Ava Seccuro co-editor-in-chief
The recent rollout and implementation of the Schoology learning management system (LMS) has received backlash from both students and teachers despite preparations since January 2019.
BHUSD first introduced Schoology as a replacement grading system for Jupiter because of its ability to connect to the Aeries Portal more fluidly, which provides the state with data such as grades, standardized test scores and school profiles to determine the district’s standings. The Board of Education first approved the new program during a School Board meeting on Jan. 15, 2019 and immediately began beta testing through teachers in the visual arts and social studies departments.
The problem this year, however, is that other teachers who were not assigned to beta test the program were left to learn the necessary software and integrate it into their classrooms with little opportunities for training during designated professional development times.
Although social studies department chair and government/economics teacher Catherine Pincu was a “willing soldier” to test out Schoology, she was “frustrated” with the fact that training sessions were offered on a voluntary basis during the summer– a legally scheduled as vacation time–and has left all teachers on different levels of proficiency with the program.

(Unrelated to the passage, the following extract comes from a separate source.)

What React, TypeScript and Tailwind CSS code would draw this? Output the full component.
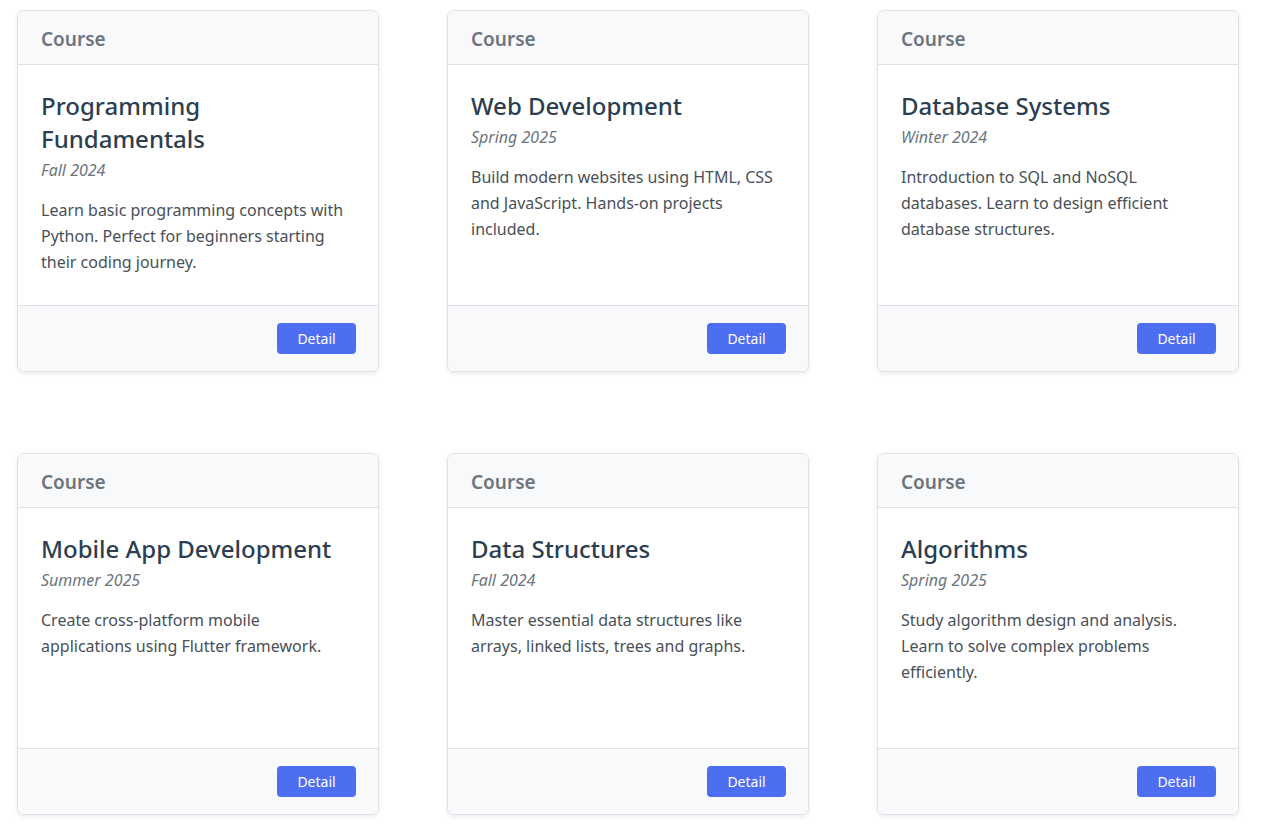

“I was willing to go to all of the trainings. My room is still [undecorated] because every free moment that I had that I wasn’t using on my grading and teaching I was trying to learn that program,” she said.
The rollout process has been “chaotic” according to junior Cosie Prisand. Since multiple teachers are using up to three different grading platforms, it’s difficult to switch into other classes using a different program, and it’s even harder to check grades between different courses, Prisand said.
Although administration has been preparing for the rollout since last year and is now trying to balance the many changes taking place on campus, Kim Decatrel, the assistant principal supervising instruction, said that the integration of Schoology is causing a “tension” because of the urgent need for growth combined with a lack of delivery caused by “doing too much at one time.”
“Our job as a community of educators is to support one another through the growing pains. The growth cannot be avoided or we will be left behind,” Decatrel said.
Both Pincu and photography teacher Tim Briggs experienced these “growing pains” firsthand. Due to problems with the program such as delayed website reaction times, incomplete class rosters, inefficient file uploads and bugs, Pincu said that she had to switch back to Jupiter because it was the third week of school and her students needed to know their grades in order to finalize their classes and her roster.
Despite also having issues with the Schoology interface and even originally choosing Jupiter over Schoology in a staff vote, Briggs “kept at it” and is using Schoology full time in the classroom.
He also sees the benefits of Schoology in the classroom such as more effective interactions between students and teachers.
“Everybody loves Jupiter and so do I, but I see [Schoology] as something that we just have to start working toward. It’s going to take time,” Briggs said. “I know everybody is having a rough time right now; I’m just stubborn enough that I was not willing to jump back to Jupiter. I am by no means saying I’m an expert, but I’ve got it working.”
One thing the district could have done to improve the assimilation process would have been to let teachers know to switch their files from Jupiter to Schoology last year, Briggs added.
Students are “confused” and generally feel the transition to Schoology as “a lot harder” Prisand said. She recommends that the school not only address the parents individually but the students as well to make the process easier.
While administration focused most staff development time last year on addressing WASC, Decatrel said that they intend to dedicate all professional development time this year to learning Schoology.
Regardless of the variety of responses from students and teachers alike, everyone must fully transition to Schoology by the beginning of the next semester.